Welcome to Hanford, California
"Welcome to Hanford, CA."
The City of Hanford is described by the Hanford Visitor Agency as one of California's "Hidden Treasures" . The metaphor is delightful for this little treasure of a city, tucked away between I-5 and Highway 99 ( which links the rural towns of the Central Valley ). Hanford is the county seat of Kings County in the heart of California's fertile San Joaquin Valley. This great valley in the interior of the state is the bountiful source of a treasure of Ag riches for the entire world, including, dairying, cattle and cotton. Hanford had its roots in the expansion of the Southern Pacific Railroad system in the 1870's. James Madison Hanford, the highly respected railroad paymaster, land agent, and assistant to the railroad president, was given the honor of selecting the new town site and giving it his name. The site was established in 1877 near a Chinese shepards simple camp. The city was incorporated in 1891. The name Kings County has a royal association. It was named for the Kings River, its western and northern boundaries, upon independance. "The River Kings" was the English translation of the name given by the early Spanish explorers to commemorate the holy day when they first set eyes on the river in 1805. The monarchs in this case were the Three Holy Kings, the wise men from the New Testament Christmas Story. It is needless to say that Hanford holds a great deal of history and treasures to explore. Hanford won the Helen Putnam Award for Excellence from the League of California Cities in 1985 and 1986. It also received American City/County Magazine's Urban Development Award in 1986. The city has also been honored as "Tree City, USA" several times by the National Arbor Day Foundation. Hanford's most recent acheivment was to win the national award for being one of the five "Prettiest Painted Places in America", judged by Better Home and Gardens and Architecture Magazine. Come visit our small little peice of history and enjoy....

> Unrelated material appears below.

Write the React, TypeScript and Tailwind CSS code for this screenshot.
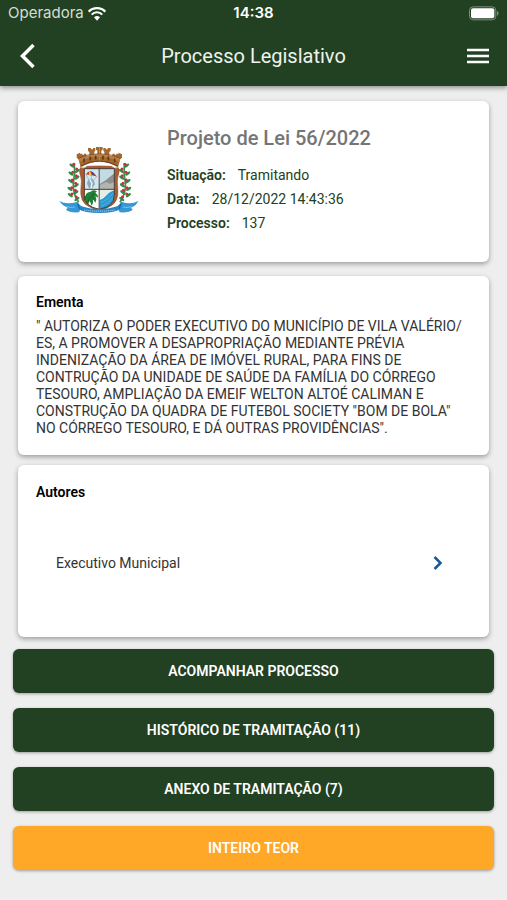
import React from 'react';

interface Detail {
  label: string;
  value: string;
}

interface Action {
  label: string;
  highlight?: boolean;
}

const details: Detail[] = [
  { label: 'Situação:', value: 'Tramitando' },
  { label: 'Data:', value: '28/12/2022 14:43:36' },
  { label: 'Processo:', value: '137' },
];

const actions: Action[] = [
  { label: 'ACOMPANHAR PROCESSO' },
  { label: 'HISTÓRICO DE TRAMITAÇÃO (11)' },
  { label: 'ANEXO DE TRAMITAÇÃO (7)' },
  { label: 'INTEIRO TEOR', highlight: true },
];

const berries = [
  [71, 74], [80, 88], [68, 98], [79, 108], [67, 121], [77, 131], [65, 144], [76, 152], [66, 163], [79, 172],
];

const WifiIcon = () => (
  <svg viewBox="0 0 54 42" className="h-[14px] w-[18px]" aria-hidden="true">
    <path d="M2 14a35 35 0 0 1 50 0" fill="none" stroke="#fff" strokeWidth="7" />
    <path d="M11 23a22 22 0 0 1 32 0" fill="none" stroke="#fff" strokeWidth="6" />
    <path d="M18 31a13 13 0 0 1 18 0l-9 10z" fill="#fff" />
  </svg>
);

const BatteryIcon = () => (
  <svg viewBox="0 0 90 45" className="h-[15px] w-[30px]" aria-hidden="true">
    <rect x="1.5" y="2.5" width="79" height="39" rx="11" fill="none" stroke="#7d8f7d" strokeWidth="3" />
    <rect x="6" y="7" width="70" height="30" rx="6" fill="#fff" />
    <path d="M84 15c6 2 6 12 0 14z" fill="#7d8f7d" />
  </svg>
);

const Branch = () => (
  <g>
    <path d="M73 70q3 30-3 60-3 30 16 58" fill="none" stroke="#3f8f4b" strokeWidth="5" />
    {berries.map(([x, y], i) => (
      <g key={i}>
        <ellipse cx={x - 2} cy={y + 6} rx="9" ry="4" fill="#2f8a45" transform={`rotate(${i % 2 ? -35 : 35} ${x} ${y})`} />
        <circle cx={x} cy={y} r="4.5" fill="#c9303f" />
      </g>
    ))}
  </g>
);

const CrownHalf = () => (
  <g>
    <path
      d="M148 22h-10v8l4 3v12l-9 1V36l3-3v-8h-7v4h-6v-4h-9v9l4 3v11l-9 3V42h-7v3h-5v-3h-7v-3l-10 5v10l5 4 7 25q27-17 56-17z"
      fill="#a3682f"
    />
    <path d="M86 58q28-15 62-15v8q-32 0-60 15z" fill="#b98045" />
    <path d="M92 79q26-15 56-15" fill="none" stroke="#70401c" strokeWidth="3" />
    <path d="M84 56q30-14 64-14" fill="none" stroke="#7b4820" strokeWidth="2" />
    <path d="M102 58v8M121 52v8M137 50v8" stroke="#61381a" strokeWidth="5" strokeLinecap="round" />
  </g>
);

const Crest = () => (
  <svg viewBox="27 22 240 198" className="h-[66px] w-[80px] shrink-0" role="img" aria-label="Brasão municipal">
    <Branch />
    <g transform="translate(296 0) scale(-1 1)">
      <Branch />
    </g>
    {/* shield */}
    <path
      d="M91 84q13 5 21-4l36-1 36 1q8 9 21 4 5 10-1 25-4 13-1 35 5 44-25 57-14 6-30 15-16-9-30-15-30-13-25-57 3-22-1-35-6-15-1-25z"
      fill="#a75d32"
      stroke="#8f4f2b"
      strokeWidth="2"
    />
    <path d="M103 87h90v80q0 34-45 42-45-8-45-42z" fill="#fff" />
    <path d="M103 87h43v61h-43z" fill="#cfe8f2" />
    <path d="M149 87h44v61h-44z" fill="#c2dce6" />
    <path d="M149 133l19-12 25-20v47h-44z" fill="#8c8f8d" />
    <path d="M149 136l19-9 12 5 13-6v22h-44z" fill="#b2b4af" />
    <path d="M107 105q15-24 34 7-12-7-18-4-7-5-16-3" fill="#d72d2c" />
    <path d="M116 97q6-4 9 10l-6 2z" fill="#f2d33a" />
    <path d="M124 96q9 2 10 12l-7-2z" fill="#2f5195" />
    <path d="M109 106l11 20M140 112l-16 16M125 108l-2 20" stroke="#8b97a2" strokeWidth="1.5" />
    <path d="M114 121q8-7 17 0l4 13-9 12h-9l-6-14z" fill="#8caabc" />
    <path d="M119 119l7 12-3 14" fill="none" stroke="#f5f8fa" strokeWidth="4" />
    <path d="M149 181q14-5 20-14 8-12 24-15v17q-2 34-44 40z" fill="#2d9bd1" />
    <path d="M152 188q20-5 38-29M153 199q22-6 36-26" fill="none" stroke="#68bae0" strokeWidth="2" />
    <path d="M149 151h44q-15 5-23 15-7 9-21 12z" fill="#e6eee8" />
    <path
      d="M106 169q3-12 16-13 9-8 19 0l-6 3q10 5 9 15l-8-5q6 10 0 20l-7-10q2 12-4 19l-6-15-4 11q-9-4-8-14l-6 4q-3-7 4-15z"
      fill="#218335"
    />
    <path d="M137 160q-17 4-23 26M129 163q-3 12 3 18" fill="none" stroke="#135b25" strokeWidth="2" />
    <path d="M103 87h90v80q0 34-45 42-45-8-45-42zM103 149h90M147.500 87v121" fill="none" stroke="#4a352d" strokeWidth="3" />
    {/* mural crown */}
    <CrownHalf />
    <g transform="translate(296 0) scale(-1 1)">
      <CrownHalf />
    </g>
    {/* ribbon */}
    <path d="M28 184q23 13 54 2l13 17-8 15q-28 2-39-8l5-6q-15-5-25-20z" fill="#3598d5" />
    <path d="M265 184q-23 13-51 2l-13 17 8 15q28 2 39-8l-5-6q15-5 22-20z" fill="#3598d5" />
    <path d="M79 188q13 19 69 20 56-1 69-20l-6 20q-17 12-63 12t-63-12z" fill="#2688c7" />
    <path d="M83 192l6 15M213 192l-6 15" stroke="#17659e" strokeWidth="3" />
    <path d="M50 200q13 5 25 2M102 211q46 7 92 0M220 202q13 3 25-2" fill="none" stroke="#a5d5ef" strokeWidth="3" strokeDasharray="4 2" />
  </svg>
);

const Card = ({ className, children }: { className: string; children: React.ReactNode }) => (
  <section className={`rounded-md bg-white shadow-[0_2px_5px_rgba(0,0,0,0.35)] ${className}`}>
    {children}
  </section>
);

export default function App() {
  return (
    <div className="min-h-screen bg-[#eeeeee] pb-8 font-['Roboto',sans-serif] text-[#333333]">
      <header className="bg-[#224122] pb-px text-white shadow-[0_2px_5px_rgba(0,0,0,0.4)]">
        <div className="grid h-[27px] grid-cols-3 items-center px-2 font-['Inter',sans-serif] text-[15px]">
          <div className="flex items-center gap-1 text-[#d5ddd5]">
            <span>Operadora</span>
            <WifiIcon />
          </div>
          <span className="text-center font-semibold">14:38</span>
          <div className="flex justify-end">
            <BatteryIcon />
          </div>
        </div>
        <div className="flex h-[58px] items-center justify-between px-[18px]">
          <button type="button" aria-label="Voltar">
            <svg viewBox="0 0 22 26" className="h-[26px] w-[22px]" fill="none" stroke="#fff" strokeWidth="3.500">
              <path d="M15.500 2L4.500 13l11 11" />
            </svg>
          </button>
          <h1 className="text-xl text-[#eef3ee]">Processo Legislativo</h1>
          <button type="button" aria-label="Menu">
            <svg viewBox="0 0 22 16" className="h-4 w-[22px]" stroke="#fff" strokeWidth="2.500">
              <path d="M0 2h22M0 8h22M0 14h22" />
            </svg>
          </button>
        </div>
      </header>

      <main>
        <div className="mx-[18px] mt-[15px] flex flex-col">
          <Card className="flex h-[161px] items-center gap-7 pb-1 pl-[41px]">
            <Crest />
            <div>
              <h2 className="mb-[11px] text-xl font-medium text-[#757575]">Projeto de Lei 56/2022</h2>
              <dl className="text-sm leading-6 text-[#224122]">
                {details.map((detail) => (
                  <div key={detail.label} className="flex gap-3">
                    <dt className="font-semibold">{detail.label}</dt>
                    <dd>{detail.value}</dd>
                  </div>
                ))}
              </dl>
            </div>
          </Card>

          <Card className="mt-3.5 px-[18px] pt-[18px] pb-[18px]">
            <h3 className="mb-[7px] text-sm leading-[17px] font-semibold text-black">Ementa</h3>
            <p className="text-sm leading-[17px]">
              " AUTORIZA O PODER EXECUTIVO DO MUNICÍPIO DE VILA VALÉRIO/<wbr />
              ES, A PROMOVER A DESAPROPRIAÇÃO MEDIANTE PRÉVIA INDENIZAÇÃO DA ÁREA DE IMÓVEL RURAL, PARA FINS DE
              CONTRUÇÃO DA UNIDADE DE SAÚDE DA FAMÍLIA DO CÓRREGO TESOURO, AMPLIAÇÃO DA EMEIF WELTON ALTOÉ
              CALIMAN E CONSTRUÇÃO DA QUADRA DE FUTEBOL SOCIETY "BOM DE BOLA" NO CÓRREGO TESOURO, E DÁ OUTRAS
              PROVIDÊNCIAS".
            </p>
          </Card>

          <Card className="mt-2.5 px-[18px] pt-[19px] pb-[50px]">
            <h3 className="text-sm leading-[17px] font-semibold text-black">Autores</h3>
            <button type="button" className="mt-[38px] flex h-12 w-full items-center justify-between pr-7 pl-5 text-sm">
              <span>Executivo Municipal</span>
              <svg viewBox="0 0 10 16" className="h-4 w-2.5" fill="none" stroke="#16599a" strokeWidth="2.500" aria-hidden="true">
                <path d="M1.500 2l6 6-6 6" />
              </svg>
            </button>
          </Card>
        </div>

        <div className="mx-[13px] mt-3 flex flex-col gap-[15px]">
          {actions.map((action) => (
            <button
              key={action.label}
              type="button"
              className={`h-11 rounded-md text-sm font-semibold text-white shadow-[0_1px_3px_rgba(0,0,0,0.35)] ${
                action.highlight ? 'bg-[#ffa726]' : 'bg-[#224122]'
              }`}
            >
              {action.label}
            </button>
          ))}
        </div>
      </main>
    </div>
  );
}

"A History of Chinese Americans in Hanford"
China Alley is a short street in Hanford which served as the major center for Chinese Americans in Kings County. Chinese Americans who settled in teh Hanford area were employed in railroad construction and the production of fruits and vegetables in the San Joaquin Valley. The Taoist Temple, an historic property listed on the National Register of Historic Places, is located in China Alley. Several of the brick buildings along China Alley stand vacant today including the L.T. Sue Herb Co. shop. The herb company was founded by Lok Ting Sue, a famous Chinese American herb doctor who had many patients, both Chinese and White, and was very successful financially. Chinese herb doctors were often patrionized in the nineteenth century because western medicine was not always reliable, and its methods were often extreme, such as the practice of bleeding. Chinese herbal medicine, though not always effective, was not harmful, and it had centuries of use behind it.